The state and railroads have agreed to split the cost of installing radio telemetry units at crossings that already have gates and signals. Each will spend abut $351,000 to purchase the units and install them by the end of 2004, said Rodney Kreunen, Wisconsin railroad commissioner.

The units are designed to immediately notify railroad dispatchers of a problem with a crossing, be it a malfunctioning signal, a gate that won’t lower or raise, or a burned-out signal light, Kreunen said.

“When that occurs, police get called to manage traffic around that crossing and the public is inconvenienced,” he said. “We could have a signal in impaired condition for several hours.”

If something goes wrong with the system, the gates go down, said Jack Burke, spokesman for Canadian National Railroad.

“Now the good news is that it maximizes safety, but it’s not convenient,” he said. “These devices will assist us in responding to these problems, particularly in rural areas.”

The first telemetry units will be installed in the Stevens Point area, said Sen. Julie Lassa, D-Stevens Point. “These units will make crossings safer by keeping the equipment working and getting repairs made faster,” she said. “That will save taxpayers a lot of money.”

The units were first used on railroad crossings about five years ago. They’ve been tested at a few crossings in Wisconsin over the past two years and passed with flying colors, Kreunen said.

They also will become standard whenever the state installs gates and lights at crossings in the future.

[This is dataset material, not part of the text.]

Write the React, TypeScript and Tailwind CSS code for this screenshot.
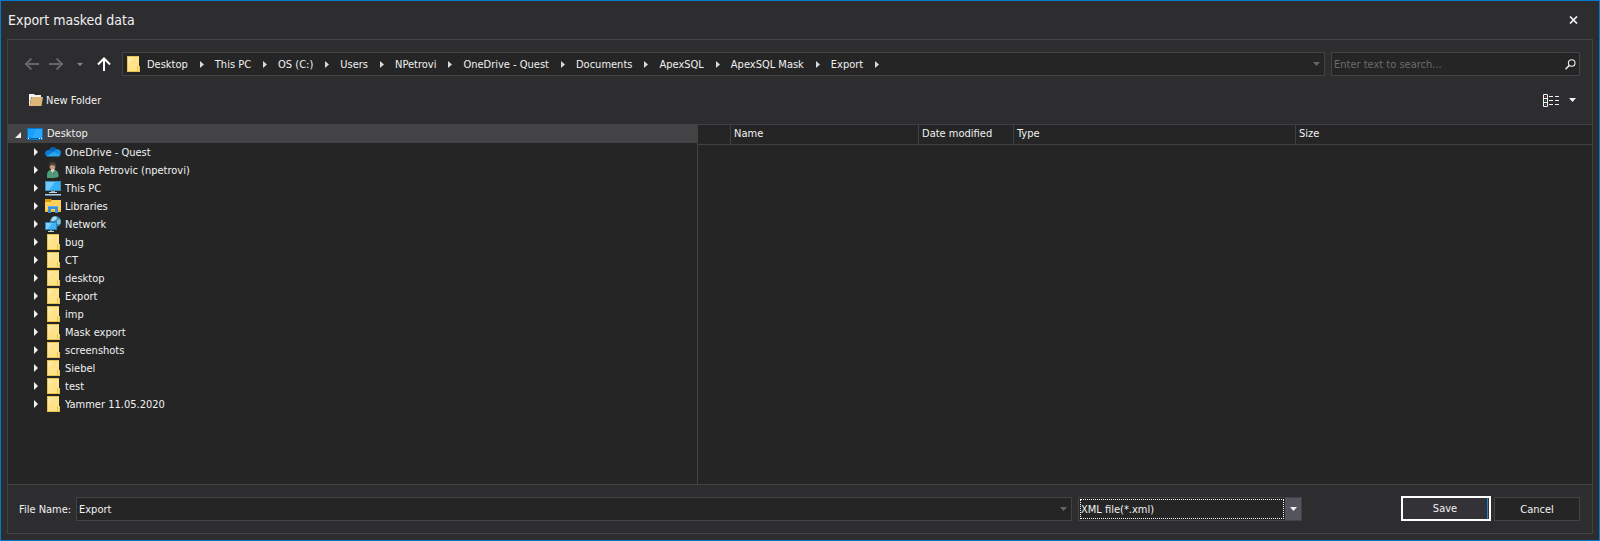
import type { ReactNode } from "react";

function FolderIcon() {
  return (
    <svg width="16" height="16" viewBox="0 0 16 16" aria-hidden="true" className="shrink-0">
      <rect x="2" y="0" width="12" height="16" fill="#e8c34f" />
      <rect x="3" y="1" width="11" height="14" fill="#ffe38b" />
      <path d="M3 1h6L3 9z" fill="#ffeaa4" />
      <path d="M12 10h3v6h-3z" fill="#e8c34f" />
      <path d="M13 10h1v5h-1z" fill="#ffe08a" />
    </svg>
  );
}

function NewFolderIcon() {
  return (
    <svg width="14" height="12" viewBox="0 0 14 12" aria-hidden="true" className="shrink-0">
      <path d="M0 0h5l1 1h6v2H2L0 12z" fill="#f5f3f0" />
      <path d="M2.5 3H14l-1.5 9H0.5z" fill="#dcb67a" />
      <path d="M0 3h2L0.5 12H0z" fill="#f5f3f0" />
    </svg>
  );
}

function DesktopIcon() {
  return (
    <svg width="16" height="12" viewBox="0 0 16 12" aria-hidden="true" className="shrink-0">
      <rect width="16" height="12" fill="#0a78c8" />
      <rect x="1" y="1" width="14" height="9" fill="#18a0fb" />
      <path d="M9 1h6v9H5z" fill="#35adff" opacity="0.7" />
      <rect x="1" y="10" width="14" height="1" fill="#0b5f9f" />
      <path d="M1 10h1v1H1zM12 10h1v1h-1zM14 10h1v1h-1z" fill="#ffffff" />
    </svg>
  );
}

function OneDriveIcon() {
  return (
    <svg width="16" height="16" viewBox="0 0 16 16" aria-hidden="true" className="shrink-0">
      <path d="M4 7.2A4.3 4.3 0 0 1 12 5.400L9.5 9 4 8z" fill="#0364b8" />
      <path d="M0 9.600A3.500 3.500 0 0 1 3.600 6c1.300 0 2 .3 2.800.8l4.600 2.800L2 12.300A3 3 0 0 1 0 9.600z" fill="#0f78d4" />
      <path d="M8.500 8c1-1.800 2.200-2.700 3.700-2.700A3.800 3.800 0 0 1 16 9.200l-1.500 2.300z" fill="#1490df" />
      <path d="M1.400 12 8.800 7.800 15.500 11c-.6.900-1.300 1.500-2.300 1.500H3.500c-.900 0-1.600-.1-2.100-.5z" fill="#28a8ea" />
    </svg>
  );
}

function UserIcon() {
  return (
    <svg width="16" height="16" viewBox="0 0 16 16" aria-hidden="true" className="shrink-0">
      <path d="M2 16V13c0-3 1.500-5 4-5h3c3 0 4.500 2 4.500 5v2c-2 1-9 1-11.500 1z" fill="#4f9a78" />
      <path d="M6 7h3.500v2L8.500 12 6 9z" fill="#e7d5c4" />
      <circle cx="7.500" cy="4.500" r="3" fill="#c99b7a" />
      <path d="M4 4.500C3.500 1.500 5 0 7.500 0s4 1.500 3.300 4.700L10 6 9.500 3.500 6 3 5 5z" fill="#4a413c" />
      <path d="M8.500 9 8 13l2-3z" fill="#2f6f54" />
    </svg>
  );
}

function ComputerIcon() {
  return (
    <svg width="16" height="16" viewBox="0 0 16 16" aria-hidden="true" className="shrink-0">
      <rect x="0" y="1" width="16" height="10" fill="#3f8fb8" />
      <rect x="1" y="2" width="14" height="8" fill="#36b0f8" />
      <path d="M1 2h9L4 10H1z" fill="#6fcbff" />
      <rect x="6" y="11" width="4" height="1" fill="#8ba3b3" />
      <rect x="4" y="12" width="8" height="1" fill="#c8d3da" />
      <rect x="0" y="14" width="16" height="1" fill="#b8cbd8" />
      <rect x="0" y="15" width="16" height="1" fill="#54809e" />
    </svg>
  );
}

function LibrariesIcon() {
  return (
    <svg width="16" height="16" viewBox="0 0 16 16" aria-hidden="true" className="shrink-0">
      <path d="M0 1h6l2 2h-2L5 4H0z" fill="#e09b00" />
      <path d="M0 4h5l2-2h9v12H0z" fill="#ffd158" />
      <path d="M0 12h16v2H0z" fill="#f3bd3c" />
      <path d="M3 8h10v7h-3v-4H6v4H3z" fill="#3a92dc" />
      <path d="M3 8h10v1H3z" fill="#5fb2f0" />
    </svg>
  );
}

function NetworkIcon() {
  return (
    <svg width="16" height="16" viewBox="0 0 16 16" aria-hidden="true" className="shrink-0">
      <circle cx="10.500" cy="5.500" r="5.500" fill="#3c86ad" />
      <path d="M7 2c1-1.300 3-1.700 4.500-1.200L12 3 9 5H6z" fill="#a9dcf0" />
      <path d="M12 4l3-1c.8 1.500.8 4 0 5.500L12 8z" fill="#7fc0dc" />
      <rect x="0" y="6" width="12" height="8" fill="#2f86bd" />
      <rect x="1" y="7" width="10" height="6" fill="#3fb4fa" />
      <path d="M1 7h6l-4 6H1z" fill="#78cfff" />
      <rect x="5" y="14" width="2" height="1" fill="#8ba3b3" />
      <rect x="3" y="15" width="6" height="1" fill="#c2ccd3" />
    </svg>
  );
}

function Chevron({ className = "text-[#f1f1f1]" }: { className?: string }) {
  return (
    <svg width="7" height="4" viewBox="0 0 7 4" aria-hidden="true" className={`shrink-0 ${className}`}>
      <path d="M0 0h7L3.500 4z" fill="currentColor" />
    </svg>
  );
}

function Arrow({ className }: { className: string }) {
  return (
    <svg width="14" height="12" viewBox="0 0 14 12" aria-hidden="true" className={`shrink-0 ${className}`}>
      <path d="M1 6h13M6.500.500 1 6l5.500 5.500" fill="none" stroke="currentColor" strokeWidth="2" />
    </svg>
  );
}

const crumbs = [
  "Desktop", "This PC", "OS (C:)", "Users", "NPetrovi", "OneDrive - Quest",
  "Documents", "ApexSQL", "ApexSQL Mask", "Export",
];

const nodes: { label: string; icon: ReactNode }[] = [
  { label: "OneDrive - Quest", icon: <OneDriveIcon /> },
  { label: "Nikola Petrovic (npetrovi)", icon: <UserIcon /> },
  { label: "This PC", icon: <ComputerIcon /> },
  { label: "Libraries", icon: <LibrariesIcon /> },
  { label: "Network", icon: <NetworkIcon /> },
  ...["bug", "CT", "desktop", "Export", "imp", "Mask export", "screenshots", "Siebel", "test", "Yammer 11.05.2020"].map(
    (label) => ({ label, icon: <FolderIcon /> }),
  ),
];

function TitleBar() {
  return (
    <header className="flex h-[38px] items-center justify-between pl-[7px] pr-5">
      <h1 className="text-sm">Export masked data</h1>
      <button type="button" aria-label="Close" className="flex h-6 w-[11px] items-center justify-center">
        <svg width="9" height="8" viewBox="0 0 9 8" aria-hidden="true">
          <path d="M1 0.500 8 7.500M8 0.500 1 7.500" stroke="#f1f1f1" strokeWidth="1.700" />
        </svg>
      </button>
    </header>
  );
}

function NavigationRow() {
  return (
    <div className="flex items-center gap-1.5 px-3 pt-3">
      <nav aria-label="History" className="flex w-24 shrink-0 items-center pl-[5px]">
        <button type="button" aria-label="Back"><Arrow className="text-[#66666a]" /></button>
        <button type="button" aria-label="Forward" className="ml-2.5"><Arrow className="rotate-180 text-[#66666a]" /></button>
        <button type="button" aria-label="Recent locations" className="ml-3.5">
          <svg width="6" height="3" viewBox="0 0 6 3" aria-hidden="true"><path d="M0 0h6L3 3z" fill="#8a8a8d" /></svg>
        </button>
        <button type="button" aria-label="Up one level" className="ml-3.5">
          <svg width="14" height="14" viewBox="0 0 14 14" aria-hidden="true">
            <path d="M7 14V1.500M1 7.500l6-6 6 6" fill="none" stroke="#ffffff" strokeWidth="2" />
          </svg>
        </button>
      </nav>
      <div className="flex h-6 min-w-0 flex-1 items-center border border-[#434346] bg-[#252526] pl-0.5 pr-1">
        <FolderIcon />
        <ol className="flex min-w-0 flex-1 items-center overflow-hidden pl-1.5">
          {crumbs.map((crumb) => (
            <li key={crumb} className="flex items-center whitespace-nowrap">
              <a href="#">{crumb}</a>
              <svg width="4" height="7" viewBox="0 0 4 7" aria-hidden="true" className="ml-3 mr-[11px] shrink-0">
                <path d="M0 0 4 3.500 0 7z" fill="#d8d8d8" />
              </svg>
            </li>
          ))}
        </ol>
        <button type="button" aria-label="Previous locations"><Chevron className="text-[#66666a]" /></button>
      </div>
      <div className="flex h-6 w-[249px] shrink-0 items-center border border-[#434346] bg-[#252526] pl-0.5 pr-[3px]">
        <input
          type="search"
          aria-label="Search"
          placeholder="Enter text to search..."
          className="min-w-0 flex-1 bg-transparent outline-none placeholder:text-[#6b6b6e]"
        />
        <button type="button" aria-label="Search">
          <svg width="11" height="11" viewBox="0 0 11 11" aria-hidden="true">
            <circle cx="6.700" cy="4" r="3.300" fill="none" stroke="#f1f1f1" strokeWidth="1.100" />
            <path d="M4.200 6.500.500 10.300" stroke="#f1f1f1" strokeWidth="1.500" />
          </svg>
        </button>
      </div>
    </div>
  );
}

function Toolbar() {
  return (
    <div className="flex h-12 items-center justify-between pl-[21px] pr-4">
      <button type="button" className="flex items-center gap-[3px]">
        <NewFolderIcon />
        New Folder
      </button>
      <button type="button" aria-label="Change view" className="flex items-center gap-2.5">
        <svg width="16" height="13" viewBox="0 0 16 13" aria-hidden="true">
          <path d="M.5.5h4v12h-4zM.5 4.500h4M.5 8.500h4M6 2.500h4M12 2.500h4M6 6.500h4M12 6.500h4M6 10.500h4M12 10.500h4" fill="none" stroke="#f1f1f1" />
          <path d="M2 2h1v1H2z" fill="#e0506a" />
          <path d="M2 6h1v1H2z" fill="#3fae63" />
          <path d="M2 10h1v1H2z" fill="#3c8fd8" />
        </svg>
        <Chevron />
      </button>
    </div>
  );
}

function FolderTree() {
  return (
    <div role="tree" aria-label="Folders" className="w-[43.5%] shrink-0 bg-[#252526]">
      <div role="treeitem" aria-expanded="true" aria-selected="true" className="flex h-[19px] items-center bg-[#434346] pl-[7px]">
        <svg width="6" height="6" viewBox="0 0 6 6" aria-hidden="true" className="mt-0.5">
          <path d="M6 0v6H0z" fill="#f1f1f1" />
        </svg>
        <span className="ml-1.5"><DesktopIcon /></span>
        <span className="ml-1">Desktop</span>
      </div>
      {nodes.map((node) => (
        <div role="treeitem" aria-expanded="false" key={node.label} className="flex h-[18px] items-center pl-[26px]">
          <svg width="4" height="8" viewBox="0 0 4 8" aria-hidden="true" className="shrink-0">
            <path d="M0 0 4 4 0 8z" fill="#f1f1f1" />
          </svg>
          <span className="ml-[7px]">{node.icon}</span>
          <span className="ml-1 whitespace-nowrap">{node.label}</span>
        </div>
      ))}
    </div>
  );
}

function FileList() {
  return (
    <div className="min-w-0 flex-1 border-l border-[#434346] bg-[#252526]">
      <table className="w-full table-fixed border-separate border-spacing-0">
        <colgroup>
          <col className="w-8" />
          <col className="w-[188px]" />
          <col className="w-[95px]" />
          <col className="w-[282px]" />
          <col />
        </colgroup>
        <thead>
          <tr className="h-[21px] text-left">
            <td className="border-y border-[#3f3f46]" />
            {["Name", "Date modified", "Type", "Size"].map((heading) => (
              <th key={heading} scope="col" className="whitespace-nowrap border-y border-l border-[#3f3f46] pb-0.5 pl-[3px] pt-0 font-normal">
                {heading}
              </th>
            ))}
          </tr>
        </thead>
      </table>
    </div>
  );
}

function Footer() {
  return (
    <div className="flex items-center border-t border-[#434346] py-3 pl-[11px] pr-3">
      <label htmlFor="file-name" className="w-[57px] shrink-0 whitespace-nowrap">File Name:</label>
      <div className="flex h-6 min-w-0 flex-1 items-center border border-[#434346] bg-[#252526] pl-0.5 pr-1">
        <input id="file-name" type="text" defaultValue="Export" className="min-w-0 flex-1 bg-transparent outline-none" />
        <button type="button" aria-label="Recent file names"><Chevron className="text-[#66666a]" /></button>
      </div>
      <div className="ml-1.5 flex h-6 w-56 shrink-0 border border-[#434346] bg-[#252526]">
        <select
          aria-label="File type"
          className="m-px min-w-0 flex-1 appearance-none border border-dotted border-white bg-transparent outline-none"
        >
          <option>XML file(*.xml)</option>
        </select>
        <span className="flex w-4 items-center justify-center bg-[#54545c]"><Chevron /></span>
      </div>
      <div className="ml-[99px] flex shrink-0 items-center gap-[3px]">
        <button type="button" className="-mt-px flex h-[25px] w-[90px] border-2 border-white bg-[#333337] pr-px">
          <span className="flex h-full flex-1 items-center justify-center border-r border-[#1c87d0]">Save</span>
        </button>
        <button type="button" className="h-6 w-[86px] border border-[#434346] bg-[#252526]">Cancel</button>
      </div>
    </div>
  );
}

export default function App() {
  return (
    <main className="flex min-h-screen flex-col border border-[#007acc] bg-[#2d2d30] px-1.5 pb-1.5 font-['DejaVu_Sans_Condensed','Noto_Sans',sans-serif] text-[11px] leading-[17px] text-[#f1f1f1]">
      <div className="-mx-1.5"><TitleBar /></div>
      <div className="flex flex-1 flex-col border border-[#434346]">
        <NavigationRow />
        <Toolbar />
        <div className="flex flex-1">
          <FolderTree />
          <FileList />
        </div>
        <Footer />
      </div>
    </main>
  );
}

The cost of adding the units to existing crossings is more than $2,400 each, but installing them as original equipment lowers the cost to about $800 a unit. Since Kreunen’s annual budget is only $4.4 million, and there is a severe backlog of crossings to upgrade, every dollar saved is a plus. “The safety benefits are tremendous,” he said. “If it saves even one accident, it doesn’t take long to recoup that $350,000, now does it?”

Wisconsin provides $1.7 million of Kreunen’s budget; the rest comes from the federal government.